Si inizia con Off the Wall di Walter Jacobs, dove è subito protagonista l’armonica di Antony e la batteria di Jonathan che impone la sua ritmica e offre tutto il suo talento ai suoi compagni di viaggio, come in tutto l’album. Il secondo brano, Yellow Down Easy di Willie Dixon, segue sempre con più grinta la falsa riga del brano precedente, con l’armonica e la voce di Antony in primo piano. Nel terzo brano, Little by Little di Mel London, si impone la chitarra di Josh Colow, che prima duetta con la voce di Antony e poi si lascia andare diventando protagonista. Nel quarto brano, Standing Around Crying di McKinley Morganfield, si ripete il duetto chitarra voce, con la chitarra che si trasforma in una vera e propria voce cantante con carattere e struggente forza, a volte trascinante. Il quinto brano, Strumble di Freddie King e Sonny Thompson, strumentale, dimostra il grande affiatamento del gruppo con Josh sempre protagonista, con i suoi fraseggi puliti. Nel sesto brano, Racket 88 di Jackie Brenston, torna protagonista Anthony alternando la voce all’armonica, che spesso diventa trascinante. Il settimo brano, Going Back to luka di Don Nix, vede protagonista Josh Calow, sia con la chitarra che con la voce, con tanta grinta, dando al brano una veste rock. Nell’ottavo brano, I Just Wont to Make Love to you di Willie Dixon, il gruppo esegue questo classico del blues con grinta e forza, spicca fra tutti la batteria di Jonathan che diventa spesso protagonista nei fraseggi con l’armonica del fratello. Il nono brano, Side Tracked di Freddie King e Sonny Thompson, strumentale, vede un duetto interessante fra i due chitarristi. Il decimo brano, Gone and left me di Walter Jacobs, torna protagonista la voce e l’armonica di Antony. L’undicesimo brano, How Many More Years di Chester Burnett, la chitarra di Josh torna prima a fraseggiare con la voce di Antony e poi da protagonista con il basso di Ray Ploutz che lo accompagna nelle sue frasi crescenti, alternandosi anche con l’altra chitarra di John King.
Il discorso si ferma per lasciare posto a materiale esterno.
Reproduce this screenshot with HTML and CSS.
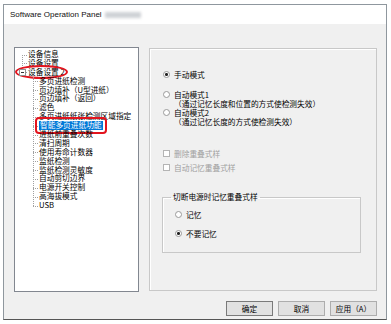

Il dodicesimo brano, il classico Flip, Flop and Fly di C. Calhoun e W. Turner, chiude il disco con allegria e con tanta voglia di lasciare l’ascoltatore con questo che sembra (io mi auguro che sia) un arrivederci in un crescendo in cui tutti diventano protagonisti alternandosi in questo saluto.

Se vi capiterà di vedere in cartellone un loro concerto non esitate, andate ad ascoltarli per godere della loro musica, non ve ne pentirete.